REQUIREMENTS. In the entries that follow, how many lines contain "this"? Answer with the number only.
========================================
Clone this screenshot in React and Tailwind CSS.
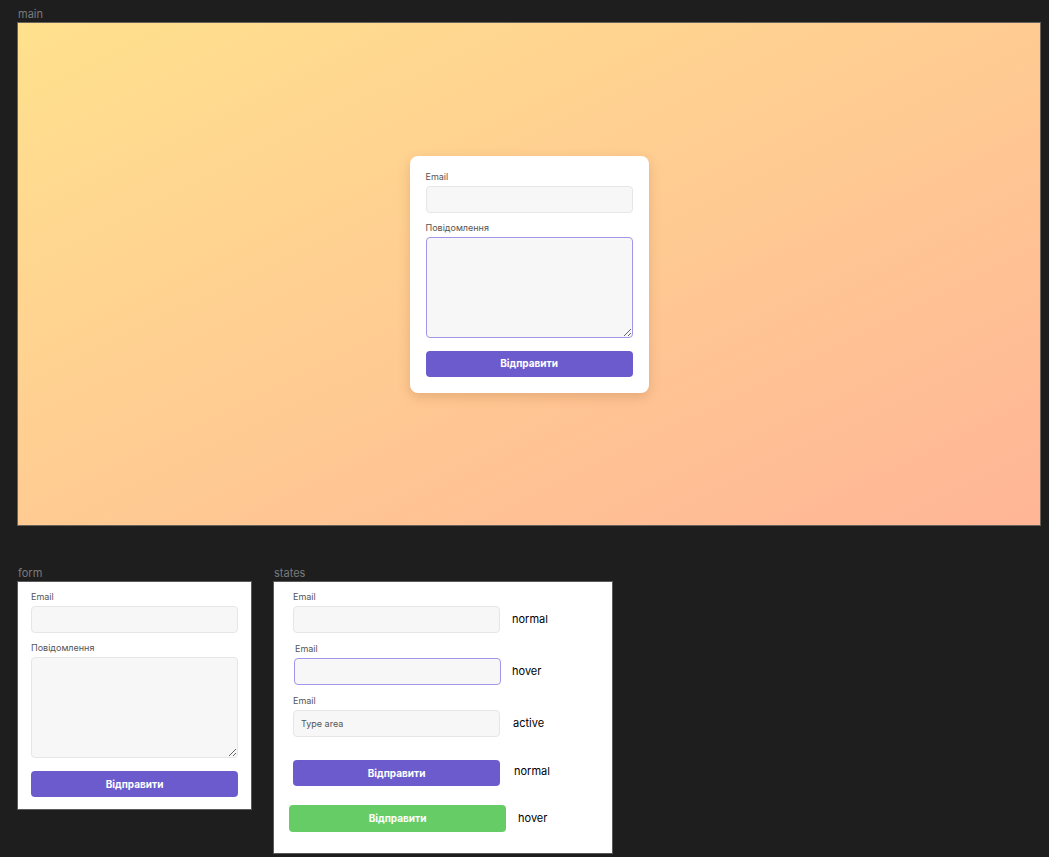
import React from 'react';

const font = { fontFamily: 'Inter, "Noto Sans", sans-serif' };

function Label({ children, className = '' }) {
    return <div className={`h-[10px] text-[9px] leading-[10px] text-[#555] mb-1 ${className}`}>{children}</div>;
}

function Field({ className = '', hover = false, children }) {
    return (
        <div className={`h-[27px] w-[207px] rounded-[4px] border bg-[#f7f7f7] flex items-center pl-[7px] text-[9px] text-[#555] ${hover ? 'border-[#a396e8]' : 'border-[#e6e6e6]'} ${className}`}>
            {children}
        </div>
    );
}

function Button({ className = '', green = false }) {
    return (
        <button className={`h-[26px] w-[207px] rounded-[4px] text-white text-[10px] font-bold ${green ? 'bg-[#66cd66]' : 'bg-[#6b5bcd]'} ${className}`}>
            Відправити
        </button>
    );
}

function ContactForm({ focused = false }) {
    return (
        <div className="flex flex-col">
            <Label>Email</Label>
            <Field />
            <Label className="mt-[10px]">Повідомлення</Label>
            <textarea
                readOnly
                className={`h-[101px] w-[207px] rounded-[4px] border bg-[#f7f7f7] outline-none ${focused ? 'border-[#a396e8]' : 'border-[#e6e6e6]'}`}
            />
            <Button className="mt-[13px]" />
        </div>
    );
}

function FrameLabel({ children }) {
    return <div className="h-[15px] text-[11px] leading-[15px] text-[#7a7a7a] pl-[1px]">{children}</div>;
}

export default function App() {
    return (
        <div className="w-[1049px] h-[857px] bg-[#1e1e1e] pt-[7px] pl-[17px] overflow-hidden" style={font}>
            <FrameLabel>main</FrameLabel>
            <div className="w-[1024px] h-[504px] border border-[#66615a] bg-gradient-to-br from-[#ffe18d] to-[#ffb596] flex items-center justify-center">
                <div className="w-[239px] bg-white rounded-[8px] p-4 shadow-[0_4px_12px_rgba(150,90,40,0.25)]">
                    <ContactForm focused />
                </div>
            </div>

            <div className="flex gap-[21px] mt-[40px]">
                <div>
                    <FrameLabel>form</FrameLabel>
                    <div className="w-[235px] h-[229px] bg-white border border-[#5a5a5a] pt-[10px] pl-[13px]">
                        <ContactForm />
                    </div>
                </div>

                <div>
                    <FrameLabel>states</FrameLabel>
                    <div className="w-[340px] h-[273px] bg-white border border-[#5a5a5a] pt-[10px] pl-[19px] text-[11px] text-black">
                        <Label>Email</Label>
                        <div className="flex items-center gap-[12px]">
                            <Field />
                            <span>normal</span>
                        </div>

                        <Label className="mt-[11px] ml-[2px]">Email</Label>
                        <div className="flex items-center gap-[11px] ml-[1px]">
                            <Field hover />
                            <span>hover</span>
                        </div>

                        <Label className="mt-[11px]">Email</Label>
                        <div className="flex items-center gap-[13px]">
                            <Field className="w-[206px]">Type area</Field>
                            <span>active</span>
                        </div>

                        <div className="flex items-start gap-[14px] mt-[23px]">
                            <Button />
                            <span className="mt-[3px]">normal</span>
                        </div>

                        <div className="flex items-center gap-[12px] mt-[19px] -ml-[4px]">
                            <Button green className="w-[217px] h-[27px]" />
                            <span>hover</span>
                        </div>
                    </div>
                </div>
            </div>
        </div>
    );
}
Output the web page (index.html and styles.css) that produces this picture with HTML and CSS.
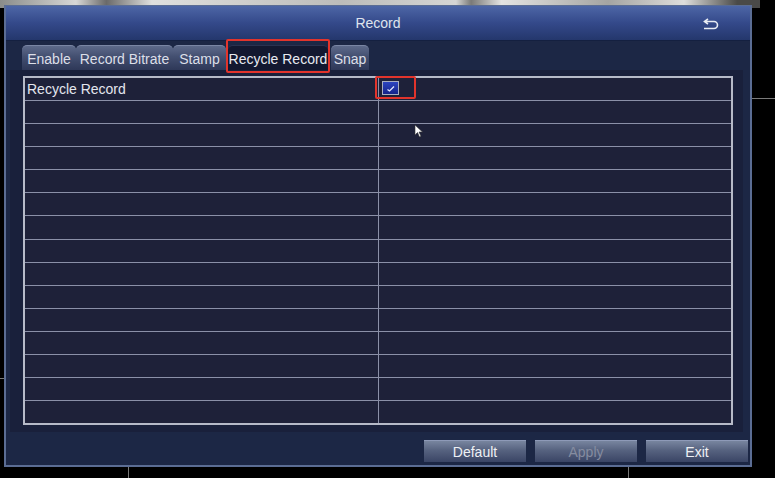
========================================
RESPONSE. 2